### GOAL
Repeat the lines below exactly as they appear, but leave out the images.

### DATA LINES
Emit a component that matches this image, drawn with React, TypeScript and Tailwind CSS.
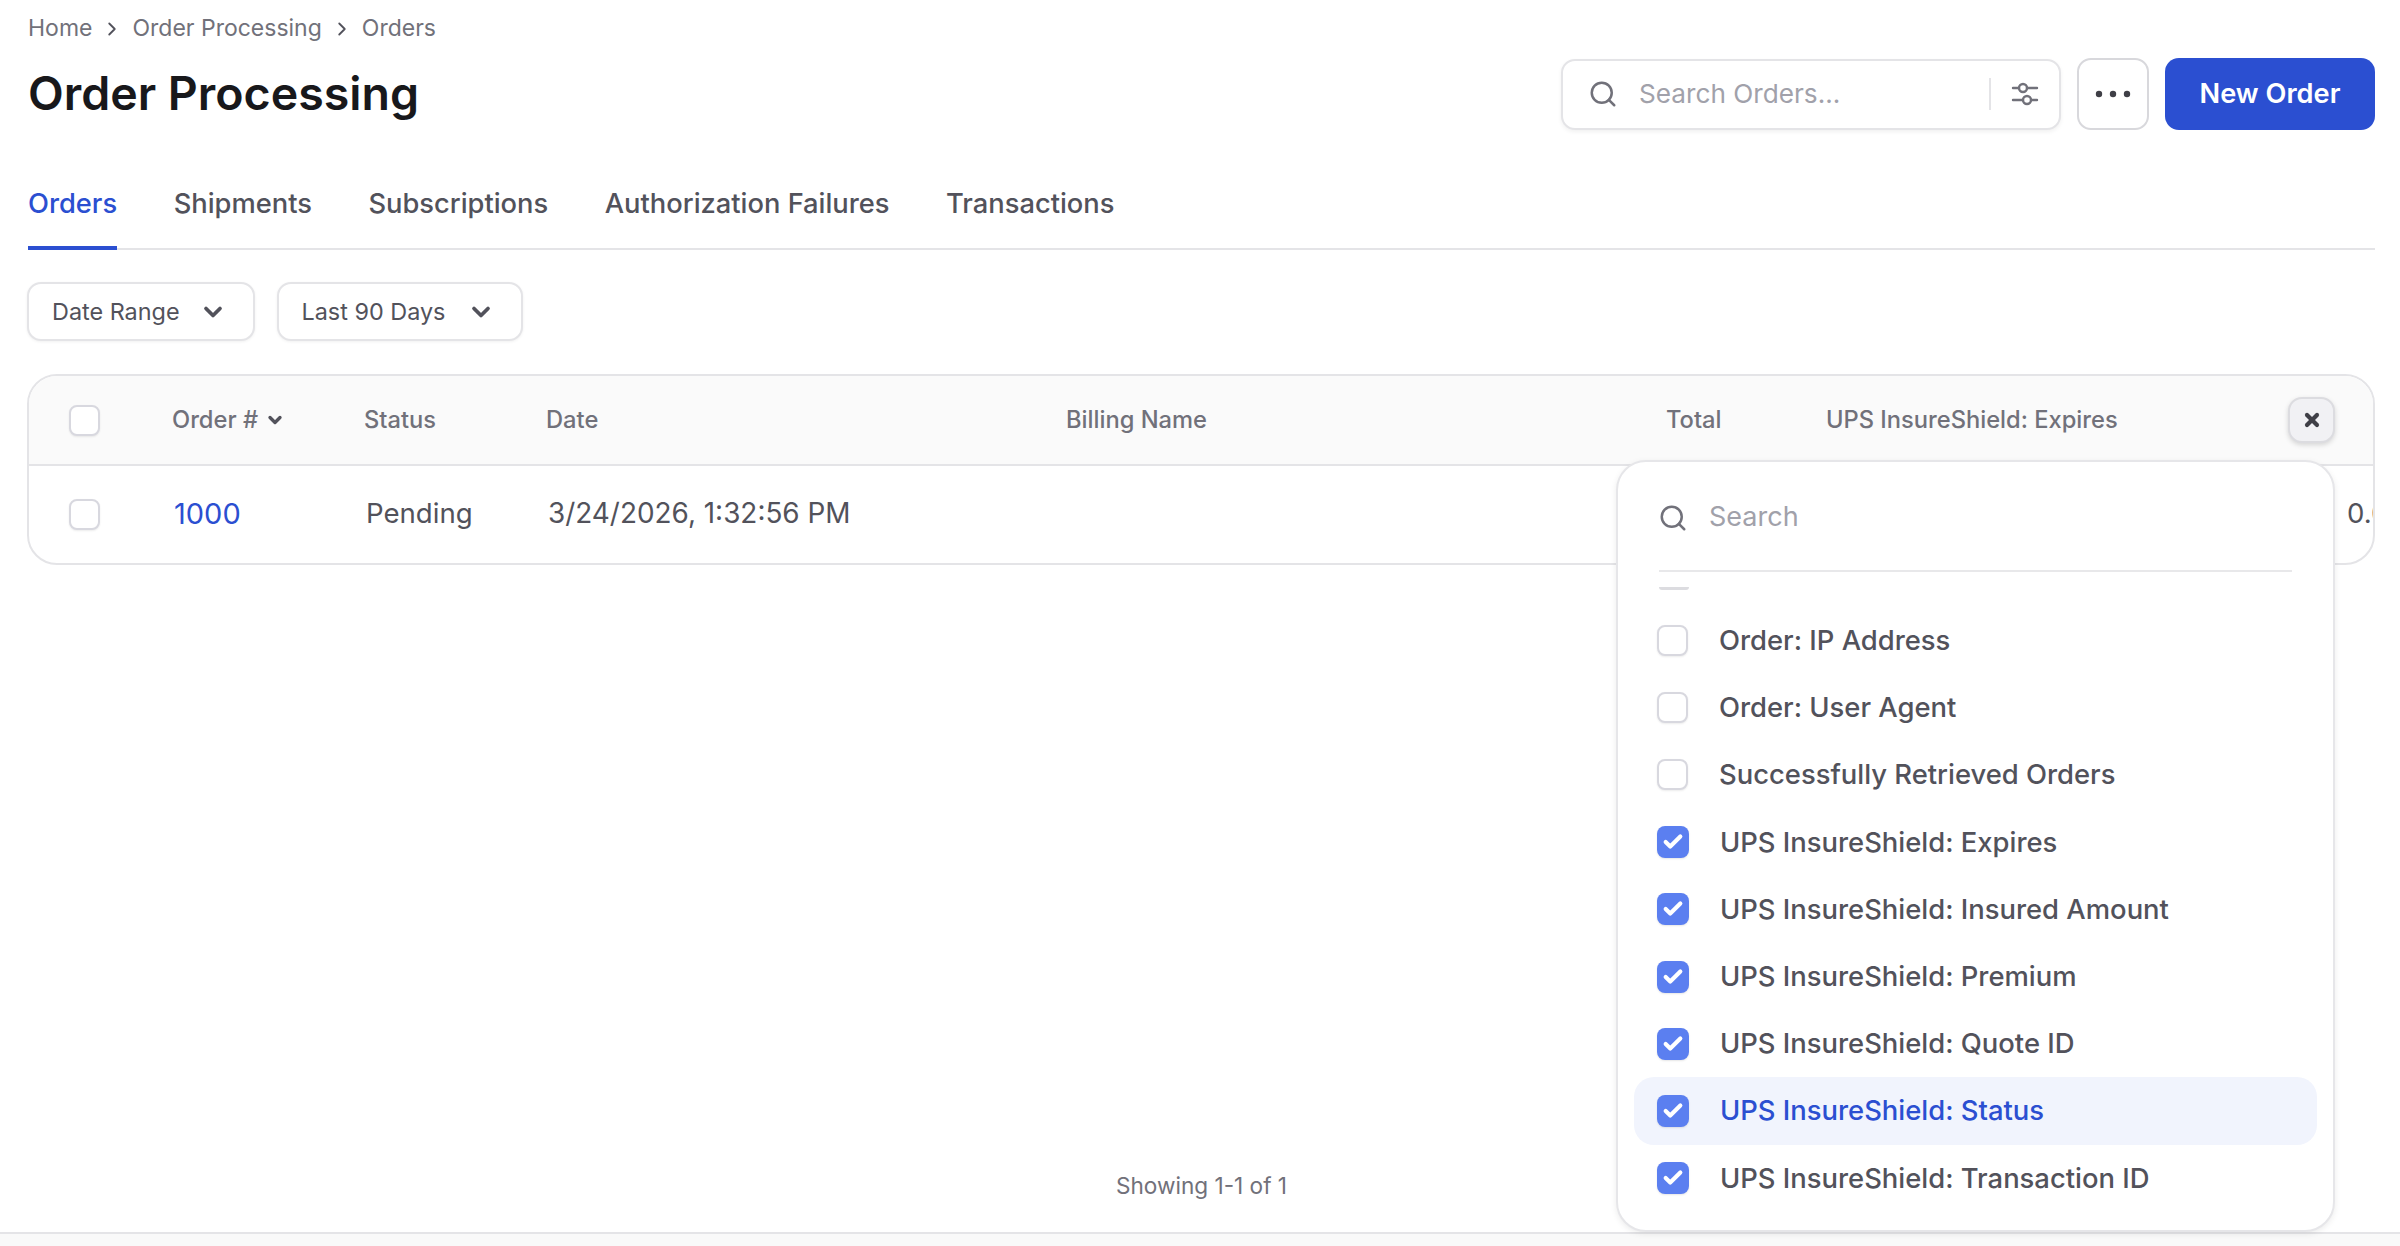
import React from "react";
import { Search, ChevronRight, ChevronDown, Check, X } from "lucide-react";

function Box({ checked }: { checked?: boolean }) {
  return checked ? (
    <span className="flex h-[32px] w-[32px] shrink-0 items-center justify-center rounded-[8px] bg-[#5b7ff0] shadow-[0_1px_2px_rgba(0,0,0,0.1)]">
      <Check className="h-[22px] w-[22px] text-white" strokeWidth={4.5} />
    </span>
  ) : (
    <span className="block h-[31px] w-[31px] shrink-0 rounded-[8px] border-2 border-[#d8d8df] bg-white shadow-[0_1px_2px_rgba(0,0,0,0.08)]" />
  );
}

const items: { label: string; checked: boolean; active?: boolean }[] = [
  { label: "Order: IP Address", checked: false },
  { label: "Order: User Agent", checked: false },
  { label: "Successfully Retrieved Orders", checked: false },
  { label: "UPS InsureShield: Expires", checked: true },
  { label: "UPS InsureShield: Insured Amount", checked: true },
  { label: "UPS InsureShield: Premium", checked: true },
  { label: "UPS InsureShield: Quote ID", checked: true },
  { label: "UPS InsureShield: Status", checked: true, active: true },
  { label: "UPS InsureShield: Transaction ID", checked: true },
];

function Filter({ label, width }: { label: string; width: string }) {
  return (
    <button className={`flex h-[59px] ${width} items-center justify-between rounded-[14px] border-2 border-[#e4e4e7] bg-white pl-[23px] pr-[26px] text-[23.4px] text-[#52525b] shadow-[0_1px_3px_rgba(0,0,0,0.06)]`}>
      {label}
      <ChevronDown className="h-[28px] w-[28px] text-[#52525b]" strokeWidth={3.2} />
    </button>
  );
}

export default function App() {
  return (
    <div className="relative flex h-[1246px] w-[2400px] flex-col overflow-hidden bg-white font-[Inter,sans-serif]">
      <main className="flex flex-1 flex-col pl-[28px] pr-[25px]">
        <nav className="mt-[15px] flex h-[27px] items-center gap-[9px] text-[23px] text-[#71717a]">
          <span>Home</span>
          <ChevronRight className="h-[22px] w-[22px] text-[#52525b]" strokeWidth={2} />
          <span>Order Processing</span>
          <ChevronRight className="h-[22px] w-[22px] text-[#52525b]" strokeWidth={2} />
          <span>Orders</span>
        </nav>

        <header className="mt-[16px] flex h-[72px] items-center justify-between">
          <h1 className="text-[46.5px] font-semibold text-[#18181b]">Order Processing</h1>
          <div className="flex items-center gap-[16px]">
            <div className="flex h-[71px] w-[500px] items-center rounded-[14px] border-2 border-[#e4e4e7] bg-white pl-[25px] pr-[20px] shadow-[0_2px_4px_rgba(0,0,0,0.06)]">
              <Search className="h-[30px] w-[30px] shrink-0 text-[#71717a]" strokeWidth={2} />
              <span className="ml-[21px] flex-1 text-[26.2px] text-[#a1a1aa]">Search Orders...</span>
              <span className="mr-[20px] h-[32px] w-[2px] bg-[#e4e4e7]" />
              <svg viewBox="0 0 28 28" className="h-[28px] w-[28px] text-[#71717a]" fill="none" stroke="currentColor" strokeWidth="2.4" strokeLinecap="round">
                <path d="M2 8h6M16 8h10M2 20h10M20 20h6" />
                <circle cx="12" cy="8" r="4" />
                <circle cx="16" cy="20" r="4" />
              </svg>
            </div>
            <button className="flex h-[72px] w-[72px] items-center justify-center rounded-[14px] border-2 border-[#d8d8dc] bg-white">
              <svg viewBox="0 0 36 8" className="h-[8px] w-[36px] fill-[#3f3f46]">
                <circle cx="4" cy="4" r="3.2" />
                <circle cx="18" cy="4" r="3.2" />
                <circle cx="32" cy="4" r="3.2" />
              </svg>
            </button>
            <button className="flex h-[72px] w-[210px] items-center justify-center rounded-[14px] bg-[#2b4fd1] text-[27.2px] font-semibold text-white">
              New Order
            </button>
          </div>
        </header>

        <div className="mt-[40px] flex h-[80px] items-stretch gap-[56.5px] border-b-2 border-[#e4e4e7] text-[27.3px] font-[450] text-[#52525b]">
          <span className="-mb-[2px] border-b-4 border-[#2b4fd1] pt-[14px] text-[#2b4fd1]">Orders</span>
          <span className="pt-[14px]">Shipments</span>
          <span className="pt-[14px]">Subscriptions</span>
          <span className="pt-[14px]">Authorization Failures</span>
          <span className="pt-[14px]">Transactions</span>
        </div>

        <div className="-ml-[1px] mt-[32px] flex gap-[21.5px]">
          <Filter label="Date Range" width="w-[228px]" />
          <Filter label="Last 90 Days" width="w-[246px]" />
        </div>

        <div className="-ml-[1px] mt-[33px] h-[191px] overflow-hidden rounded-[30px] border-2 border-[#e4e4e7]">
          <div className="flex h-[90px] items-center border-b-2 border-[#e4e4e7] bg-[#fafafa] text-[23.7px] font-[450] text-[#71717a]">
            <div className="w-[143px] shrink-0 pl-[40px]"><Box /></div>
            <div className="flex w-[192px] shrink-0 items-center gap-[7px]">
              Order #
              <ChevronDown className="h-[20px] w-[20px] text-[#52525b]" strokeWidth={4} />
            </div>
            <div className="w-[182px] shrink-0">Status</div>
            <div className="w-[520px] shrink-0">Date</div>
            <div className="w-[600px] shrink-0">Billing Name</div>
            <div className="w-[160px] shrink-0">Total</div>
            <div className="w-[462px] shrink-0">UPS InsureShield: Expires</div>
            <button className="flex h-[46px] w-[47px] shrink-0 items-center justify-center rounded-[14px] border-2 border-[#dcdce0] bg-[#f1f1f4] shadow-[0_2px_5px_rgba(0,0,0,0.15)]">
              <X className="h-[20px] w-[20px] text-[#3f3f46]" strokeWidth={5} />
            </button>
          </div>
          <div className="flex h-[96px] items-center text-[27.6px] text-[#52525b]">
            <div className="w-[145px] shrink-0 pl-[40px]"><Box /></div>
            <div className="w-[192px] shrink-0 text-[29px] text-[#2b4fd1]">1000</div>
            <div className="w-[182px] shrink-0">Pending</div>
            <div className="w-[1799px] shrink-0 text-[27.9px]">3/24/2026, 1:32:56 PM</div>
            <div className="shrink-0">0.00</div>
          </div>
        </div>

        <div className="mb-[29px] mt-auto text-center text-[22.6px] text-[#71717a]">Showing 1-1 of 1</div>
      </main>

      <div className="h-[14px] shrink-0 border-t-2 border-[#e4e4e7] bg-[#f9f9f9]" />

      <div className="absolute left-[1616px] top-[460px] flex h-[772px] w-[719px] flex-col rounded-[30px] border-2 border-[#e6e6e9] bg-white px-[16px] shadow-[0_2px_6px_rgba(0,0,0,0.08)]">
        <div className="mx-[25px] flex h-[110px] shrink-0 items-center gap-[21px] border-b-2 border-[#e8e8ea] pt-[3px]">
          <Search className="-ml-[1px] h-[30px] w-[30px] text-[#71717a]" strokeWidth={2} />
          <span className="text-[27px] text-[#a1a1aa]">Search</span>
        </div>
        <div className="ml-[25px] mt-[15px] h-[3px] w-[30px] rounded-b-[4px] bg-[#dcdce0]" />
        <ul className="mt-[17px] flex flex-col">
          {items.map((it) => (
            <li
              key={it.label}
              className={`flex h-[67.2px] items-center gap-[31px] rounded-[20px] pl-[23px] text-[27.4px] font-[450] ${
                it.active ? "bg-[#f1f4fd] text-[#2b4fd1]" : "text-[#52525b]"
              }`}
            >
              <Box checked={it.checked} />
              {it.label}
            </li>
          ))}
        </ul>
      </div>
    </div>
  );
}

### WORKED SOLUTION
Emit a component that matches this image, drawn with React, TypeScript and Tailwind CSS.
import React from "react";
import { Search, ChevronRight, ChevronDown, Check, X } from "lucide-react";

function Box({ checked }: { checked?: boolean }) {
  return checked ? (
    <span className="flex h-[32px] w-[32px] shrink-0 items-center justify-center rounded-[8px] bg-[#5b7ff0] shadow-[0_1px_2px_rgba(0,0,0,0.1)]">
      <Check className="h-[22px] w-[22px] text-white" strokeWidth={4.5} />
    </span>
  ) : (
    <span className="block h-[31px] w-[31px] shrink-0 rounded-[8px] border-2 border-[#d8d8df] bg-white shadow-[0_1px_2px_rgba(0,0,0,0.08)]" />
  );
}

const items: { label: string; checked: boolean; active?: boolean }[] = [
  { label: "Order: IP Address", checked: false },
  { label: "Order: User Agent", checked: false },
  { label: "Successfully Retrieved Orders", checked: false },
  { label: "UPS InsureShield: Expires", checked: true },
  { label: "UPS InsureShield: Insured Amount", checked: true },
  { label: "UPS InsureShield: Premium", checked: true },
  { label: "UPS InsureShield: Quote ID", checked: true },
  { label: "UPS InsureShield: Status", checked: true, active: true },
  { label: "UPS InsureShield: Transaction ID", checked: true },
];

function Filter({ label, width }: { label: string; width: string }) {
  return (
    <button className={`flex h-[59px] ${width} items-center justify-between rounded-[14px] border-2 border-[#e4e4e7] bg-white pl-[23px] pr-[26px] text-[23.4px] text-[#52525b] shadow-[0_1px_3px_rgba(0,0,0,0.06)]`}>
      {label}
      <ChevronDown className="h-[28px] w-[28px] text-[#52525b]" strokeWidth={3.2} />
    </button>
  );
}

export default function App() {
  return (
    <div className="relative flex h-[1246px] w-[2400px] flex-col overflow-hidden bg-white font-[Inter,sans-serif]">
      <main className="flex flex-1 flex-col pl-[28px] pr-[25px]">
        <nav className="mt-[15px] flex h-[27px] items-center gap-[9px] text-[23px] text-[#71717a]">
          <span>Home</span>
          <ChevronRight className="h-[22px] w-[22px] text-[#52525b]" strokeWidth={2} />
          <span>Order Processing</span>
          <ChevronRight className="h-[22px] w-[22px] text-[#52525b]" strokeWidth={2} />
          <span>Orders</span>
        </nav>

        <header className="mt-[16px] flex h-[72px] items-center justify-between">
          <h1 className="text-[46.5px] font-semibold text-[#18181b]">Order Processing</h1>
          <div className="flex items-center gap-[16px]">
            <div className="flex h-[71px] w-[500px] items-center rounded-[14px] border-2 border-[#e4e4e7] bg-white pl-[25px] pr-[20px] shadow-[0_2px_4px_rgba(0,0,0,0.06)]">
              <Search className="h-[30px] w-[30px] shrink-0 text-[#71717a]" strokeWidth={2} />
              <span className="ml-[21px] flex-1 text-[26.2px] text-[#a1a1aa]">Search Orders...</span>
              <span className="mr-[20px] h-[32px] w-[2px] bg-[#e4e4e7]" />
              <svg viewBox="0 0 28 28" className="h-[28px] w-[28px] text-[#71717a]" fill="none" stroke="currentColor" strokeWidth="2.4" strokeLinecap="round">
                <path d="M2 8h6M16 8h10M2 20h10M20 20h6" />
                <circle cx="12" cy="8" r="4" />
                <circle cx="16" cy="20" r="4" />
              </svg>
            </div>
            <button className="flex h-[72px] w-[72px] items-center justify-center rounded-[14px] border-2 border-[#d8d8dc] bg-white">
              <svg viewBox="0 0 36 8" className="h-[8px] w-[36px] fill-[#3f3f46]">
                <circle cx="4" cy="4" r="3.2" />
                <circle cx="18" cy="4" r="3.2" />
                <circle cx="32" cy="4" r="3.2" />
              </svg>
            </button>
            <button className="flex h-[72px] w-[210px] items-center justify-center rounded-[14px] bg-[#2b4fd1] text-[27.2px] font-semibold text-white">
              New Order
            </button>
          </div>
        </header>

        <div className="mt-[40px] flex h-[80px] items-stretch gap-[56.5px] border-b-2 border-[#e4e4e7] text-[27.3px] font-[450] text-[#52525b]">
          <span className="-mb-[2px] border-b-4 border-[#2b4fd1] pt-[14px] text-[#2b4fd1]">Orders</span>
          <span className="pt-[14px]">Shipments</span>
          <span className="pt-[14px]">Subscriptions</span>
          <span className="pt-[14px]">Authorization Failures</span>
          <span className="pt-[14px]">Transactions</span>
        </div>

        <div className="-ml-[1px] mt-[32px] flex gap-[21.5px]">
          <Filter label="Date Range" width="w-[228px]" />
          <Filter label="Last 90 Days" width="w-[246px]" />
        </div>

        <div className="-ml-[1px] mt-[33px] h-[191px] overflow-hidden rounded-[30px] border-2 border-[#e4e4e7]">
          <div className="flex h-[90px] items-center border-b-2 border-[#e4e4e7] bg-[#fafafa] text-[23.7px] font-[450] text-[#71717a]">
            <div className="w-[143px] shrink-0 pl-[40px]"><Box /></div>
            <div className="flex w-[192px] shrink-0 items-center gap-[7px]">
              Order #
              <ChevronDown className="h-[20px] w-[20px] text-[#52525b]" strokeWidth={4} />
            </div>
            <div className="w-[182px] shrink-0">Status</div>
            <div className="w-[520px] shrink-0">Date</div>
            <div className="w-[600px] shrink-0">Billing Name</div>
            <div className="w-[160px] shrink-0">Total</div>
            <div className="w-[462px] shrink-0">UPS InsureShield: Expires</div>
            <button className="flex h-[46px] w-[47px] shrink-0 items-center justify-center rounded-[14px] border-2 border-[#dcdce0] bg-[#f1f1f4] shadow-[0_2px_5px_rgba(0,0,0,0.15)]">
              <X className="h-[20px] w-[20px] text-[#3f3f46]" strokeWidth={5} />
            </button>
          </div>
          <div className="flex h-[96px] items-center text-[27.6px] text-[#52525b]">
            <div className="w-[145px] shrink-0 pl-[40px]"><Box /></div>
            <div className="w-[192px] shrink-0 text-[29px] text-[#2b4fd1]">1000</div>
            <div className="w-[182px] shrink-0">Pending</div>
            <div className="w-[1799px] shrink-0 text-[27.9px]">3/24/2026, 1:32:56 PM</div>
            <div className="shrink-0">0.00</div>
          </div>
        </div>

        <div className="mb-[29px] mt-auto text-center text-[22.6px] text-[#71717a]">Showing 1-1 of 1</div>
      </main>

      <div className="h-[14px] shrink-0 border-t-2 border-[#e4e4e7] bg-[#f9f9f9]" />

      <div className="absolute left-[1616px] top-[460px] flex h-[772px] w-[719px] flex-col rounded-[30px] border-2 border-[#e6e6e9] bg-white px-[16px] shadow-[0_2px_6px_rgba(0,0,0,0.08)]">
        <div className="mx-[25px] flex h-[110px] shrink-0 items-center gap-[21px] border-b-2 border-[#e8e8ea] pt-[3px]">
          <Search className="-ml-[1px] h-[30px] w-[30px] text-[#71717a]" strokeWidth={2} />
          <span className="text-[27px] text-[#a1a1aa]">Search</span>
        </div>
        <div className="ml-[25px] mt-[15px] h-[3px] w-[30px] rounded-b-[4px] bg-[#dcdce0]" />
        <ul className="mt-[17px] flex flex-col">
          {items.map((it) => (
            <li
              key={it.label}
              className={`flex h-[67.2px] items-center gap-[31px] rounded-[20px] pl-[23px] text-[27.4px] font-[450] ${
                it.active ? "bg-[#f1f4fd] text-[#2b4fd1]" : "text-[#52525b]"
              }`}
            >
              <Box checked={it.checked} />
              {it.label}
            </li>
          ))}
        </ul>
      </div>
    </div>
  );
}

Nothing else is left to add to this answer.